Interview: John Taylor – Duran Duran – Past and Present: Part 2
Article by Eric Larson, © Copyright 2017 FretlessBass.com
I directed this part of the conversation with John Taylor of Duran Duran to their latest album and reflections on career longevity. At the time of this interview Taylor had no idea that their project, still being formed in the studio, would be a Top 10 hit in the US, the UK, and multiple other countries. He had no idea that the album would get rave reviews and worldwide attention. And he had no idea that the tour to support it would continue two years after the album release, with multiple tour extensions still happening.
The final product, Paper Gods, is like a blend of past, present, and future. After almost forty years together Duran Duran sounds as good as ever.
Click the video for the full audio of the interview or see the full text below:
The Present, Reflections, and Career Longevity
FB: How has the recording process changed from those first two albums to today?
John Taylor: The first couple of albums were done along in the same way, in that the songs were kind of demo’d, they were kind of written. Some of them had been performed live. So when we entered in to the studio, we were really entering in to the studio in order to perform to the best of our abilities, the songs that we’d written. And I think there’s been this kind of evolution. One is the luxury that comes with no definite schedule; where you’ve got your own studio and you can take as long as you want. The song starts to evolve on tape. Those sorts of things started to happen on our third album.
But now there is no demo’ing, there’s just the doing. And everything is non-destructive. But at the same time everything you do equally could be completely turned upside down the following day. A part – just because its recorded doesn’t mean it’s going to stay. The first couple of albums, again, it was like sixteen tracks – bass, drums, guitar, a couple of keyboard tracks, a couple of guitar tracks, vocals, a couple of vocal tracks – essentially that was it. And now its like texture, texture, texture, texture. Ten tracks of bass textures, thirty tracks of keyboard textures, and you’re just building.

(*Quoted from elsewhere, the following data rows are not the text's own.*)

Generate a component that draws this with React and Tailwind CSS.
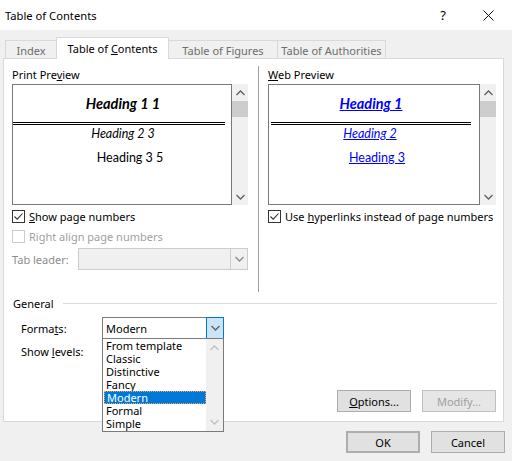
import { useState } from 'react';

const ui = { fontFamily: '"Noto Sans", "Liberation Sans", sans-serif' };
const preview = { fontFamily: 'Lato, "Noto Sans", sans-serif' };

function Chevron({ up = false, color = '#606060' }) {
  return (
    <svg width="9" height="6" viewBox="0 0 9 6" className="block">
      <path
        d={up ? 'M0.5 5 L4.5 1 L8.5 5' : 'M0.5 1 L4.5 5 L8.5 1'}
        fill="none"
        stroke={color}
        strokeWidth="1.3"
      />
    </svg>
  );
}

function Checkbox({ checked, disabled }) {
  return (
    <span
      className={`flex h-[13px] w-[13px] shrink-0 items-center justify-center border bg-white ${
        disabled ? 'border-[#cccccc]' : 'border-[#333333]'
      }`}
    >
      {checked && (
        <svg width="11" height="11" viewBox="0 0 11 11">
          <path d="M1.5 5.5 L4.2 8.2 L9.5 2.5" fill="none" stroke="#333" strokeWidth="1.1" />
        </svg>
      )}
    </span>
  );
}

function PreviewScroll() {
  return (
    <div className="flex w-[16px] flex-col bg-[#f0f0f0]">
      <div className="flex h-[17px] items-center justify-center">
        <Chevron up />
      </div>
      <div className="h-[16px] bg-[#cdcdcd]" />
      <div className="flex-1" />
      <div className="flex h-[17px] items-center justify-center">
        <Chevron />
      </div>
    </div>
  );
}

function DoubleRule({ width }) {
  return (
    <div className={`mt-[10px] flex flex-col gap-[1px] ${width}`}>
      <div className="h-px bg-black" />
      <div className="h-px bg-black" />
    </div>
  );
}

function Tab({ label, active, width }) {
  if (active) {
    return (
      <div
        className={`relative z-10 -mb-px flex h-[22px] items-center justify-center border border-b-0 border-[#d9d9d9] bg-white text-black ${width}`}
      >
        {label}
      </div>
    );
  }
  return (
    <div
      className={`flex h-[18px] items-center justify-center border border-b-0 border-[#d9d9d9] bg-[#f0f0f0] pt-px text-[#6d6d6d] ${width}`}
    >
      {label}
    </div>
  );
}

function Button({ children, disabled, primary }) {
  return (
    <div
      className={`flex h-[22px] w-[74px] items-center justify-center ${
        primary ? 'border-2 border-[#0078d7]' : 'border'
      } ${disabled ? 'border-[#bfbfbf] bg-[#e6e6e6] text-[#a0a0a0]' : 'border-[#adadad] bg-[#e1e1e1] text-black'}`}
    >
      {children}
    </div>
  );
}

const formats = ['From template', 'Classic', 'Distinctive', 'Fancy', 'Modern', 'Formal', 'Simple'];

export default function App() {
  const [selected] = useState('Modern');

  return (
    <div
      style={ui}
      className="flex h-[461px] w-[512px] flex-col whitespace-nowrap bg-[#f0f0f0] text-[11px] leading-[15px] text-black"
    >
      {/* Title bar */}
      <div className="flex h-[30px] shrink-0 items-center bg-white pl-[5px] text-[11.2px]">
        <span>Table of Contents</span>
        <span className="ml-auto mr-[37px] text-[13px]">?</span>
        <svg width="11" height="11" viewBox="0 0 11 11" className="mr-[18px]">
          <path d="M0.5 0.5 L10.5 10.5 M10.5 0.5 L0.5 10.5" stroke="#111" strokeWidth="1" />
        </svg>
      </div>

      {/* Tabs */}
      <div className="flex items-end pl-[5px] pt-[7px]">
        <Tab label="Index" width="w-[52px]" />
        <div className="-ml-px">
          <Tab
            active
            width="w-[113px]"
            label={
              <span>
                Table of <u>C</u>ontents
              </span>
            }
          />
        </div>
        <div className="-ml-px">
          <Tab label="Table of Figures" width="w-[110px]" />
        </div>
        <div className="-ml-px">
          <Tab label="Table of Authorities" width="w-[109px]" />
        </div>
      </div>

      {/* Tab page */}
      <div className="mx-[3px] flex h-[364px] w-[501px] shrink-0 flex-col border border-[#d9d9d9] bg-white">
        <div className="mt-[7px] flex">
          {/* Print preview column */}
          <div className="ml-[8px] flex w-[236px] flex-col">
            <div className="h-[18px] leading-[18px]">
              Print Pre<u>v</u>iew
            </div>
            <div className="flex h-[121px]">
              <div style={preview} className="flex w-[220px] flex-col border border-[#7a7a7a] bg-white">
                <div className="mt-[10px] pl-[2px] text-center text-[14.5px] font-bold italic leading-[17px]">
                  Heading 1 1
                </div>
                <DoubleRule width="w-[212px]" />
                <div className="mt-px pl-[2px] text-center text-[12.5px] italic leading-[16px]">Heading 2 3</div>
                <div className="mt-[8px] pl-[16px] text-center text-[12.5px] leading-[16px]">Heading 3 5</div>
              </div>
              <PreviewScroll />
            </div>
            <label className="mt-[5px] flex h-[13px] items-center gap-[4px]">
              <Checkbox checked />
              <span>
                <u>S</u>how page numbers
              </span>
            </label>
            <label className="mt-[7px] flex h-[13px] items-center gap-[4px] text-[#a0a0a0]">
              <Checkbox disabled />
              <span>Right align page numbers</span>
            </label>
            <div className="mt-[5px] flex h-[22px] items-center">
              <span className="w-[66px] text-[#8c8c8c]">Tab leader:</span>
              <div className="flex h-[22px] flex-1 border border-[#cccccc] bg-[#f0f0f0]">
                <div className="flex-1" />
                <div className="flex w-[17px] items-center justify-center border-l border-[#cccccc]">
                  <Chevron color="#8c8c8c" />
                </div>
              </div>
            </div>
          </div>

          <div className="ml-[10px] h-[226px] w-px bg-[#a0a0a0]" />

          {/* Web preview column */}
          <div className="ml-[9px] flex w-[229px] flex-col">
            <div className="h-[18px] leading-[18px]">
              <u>W</u>eb Preview
            </div>
            <div className="flex h-[121px]">
              <div style={preview} className="flex w-[212px] flex-col border border-[#7a7a7a] bg-white text-[#0000ff]">
                <div className="mt-[10px] pr-[6px] text-center text-[14.5px] font-bold italic leading-[17px] underline">
                  Heading 1
                </div>
                <DoubleRule width="ml-[2px] w-[200px]" />
                <div className="mt-px pr-[8px] text-center text-[12.5px] italic leading-[16px] underline">Heading 2</div>
                <div className="mt-[8px] pl-[6px] text-center text-[12.5px] leading-[16px] underline">Heading 3</div>
              </div>
              <PreviewScroll />
            </div>
            <label className="mt-[5px] flex h-[13px] items-center gap-[4px]">
              <Checkbox checked />
              <span>
                Use <u>h</u>yperlinks instead of page numbers
              </span>
            </label>
          </div>
        </div>

        {/* General group */}
        <div className="ml-[9px] mr-[6px] mt-[4px] flex h-[15px] items-center">
          <span>General</span>
          <div className="ml-[9px] h-px flex-1 bg-[#dcdcdc]" />
        </div>

        <div className="relative ml-[17px] mt-[6px] flex h-[22px] items-center">
          <span className="w-[81px]">
            Forma<u>t</u>s:
          </span>
          <div className="relative flex h-[22px] w-[122px] border border-[#7a7a7a] bg-white">
            <span className="flex flex-1 items-center pl-[3px]">{selected}</span>
            <div className="-my-px -mr-px flex w-[18px] items-center justify-center border border-[#0078d7] bg-[#cce4f7]">
              <Chevron />
            </div>

            {/* Open list */}
            <div className="absolute left-[-1px] top-[20px] z-20 flex h-[94px] w-[122px] border border-[#7a7a7a] bg-white">
              <div className="flex flex-1 flex-col pl-px">
                {formats.map((f) => (
                  <div
                    key={f}
                    className={`flex h-[13px] items-center pl-[2px] leading-[12px] ${
                      f === selected
                        ? 'border border-dotted border-[#f7a35c] bg-[#0078d7] pl-[1px] text-white'
                        : ''
                    }`}
                  >
                    {f}
                  </div>
                ))}
              </div>
              <div className="flex w-[17px] flex-col justify-between bg-[#f0f0f0] py-[6px]">
                <div className="flex justify-center">
                  <Chevron up color="#c0c0c0" />
                </div>
                <div className="flex justify-center">
                  <Chevron color="#c0c0c0" />
                </div>
              </div>
            </div>
          </div>
        </div>

        <div className="ml-[17px] mt-[5px] h-[16px] leading-[16px]">
          Show <u>l</u>evels:
        </div>

        <div className="mr-[7px] mt-[30px] flex justify-end gap-[11px]">
          <Button>
            <span>
              <u>O</u>ptions...
            </span>
          </Button>
          <Button disabled>Modify...</Button>
        </div>
      </div>

      {/* Dialog buttons */}
      <div className="mr-[7px] mt-[9px] flex justify-end gap-[11px]">
        <Button primary>OK</Button>
        <Button>Cancel</Button>
      </div>
    </div>
  );
}
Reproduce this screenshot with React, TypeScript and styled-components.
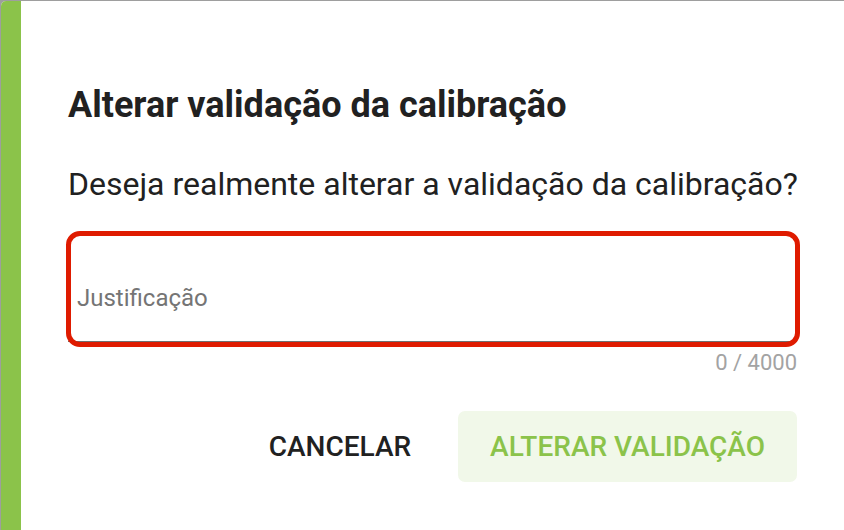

But then again, also the challenge is to not be generic. There’s a temptation to let the instrumentation be overridden by samples, technology, and if you’re not careful you’ll find you’ve got exactly the same bass sound as any number of other contemporary artists putting out music.
FB: Duran Duran has been together since, roughly, 1978. That’s nearly forty years. Most musicians would be happy to have a career that spanned five or ten years.
John Taylor: I think we have been doing it a long time and you have very different challenges. We tend to look towards the Beatles story, the Jimi Hendrix story, and we look at these blinding light experiences within our industry. Working together with a crew of guys, that you’ve been working with for thirty-plus years – as far as I’m concerned those are uncharted challenges. I tend to find myself looking towards elder artists more than ever now, saying, “How do they keep their vitality? How do they keep their interest?” Why wouldn’t you have lots of energy and ideas when you’re twenty? How do you have energy and ideas and excitement about the art when you’re sixty? That’s what I’m interested in.
Some days we talk about what the next album is going to be like and some days I think to myself “well, if that was the last song that people heard me play on, I’d feel good about that”. I’ve thought along those lines. I think that’s sort of natural, really. I think that you get to a certain point in your life where you do start thinking – every time I go on stage now it doesn’t matter where it is, or how many people we are playing to, or what the circumstances are, I think ”you’ve got to make this a good one”, because if it was the last one you don’t want to be left with a feeling like “I threw it away”. You’ve always got to play for real.
More and more I’m appreciating the privilege of being a musician. I don’t know how I’ve done it, I don’t know how we’ve done it – sustained careers in music as writers and musicians, but we have. I’ve seen so many great musicians fall by the wayside. But we’ve managed to stay in there. You become more and more aware of the privilege and the fortune of being able to do that.
FB: I know you’re busy, so I just wanted to thank you for taking the time to speak with me today. I really enjoyed it, thanks again.
John Taylor: Oh great. Thanks Eric, thanks a lot.
After almost forty years together, fourteen studio albums, worldwide tours, and over 100 million albums sold, Duran Duran is proving that they are still as relevant as they ever were.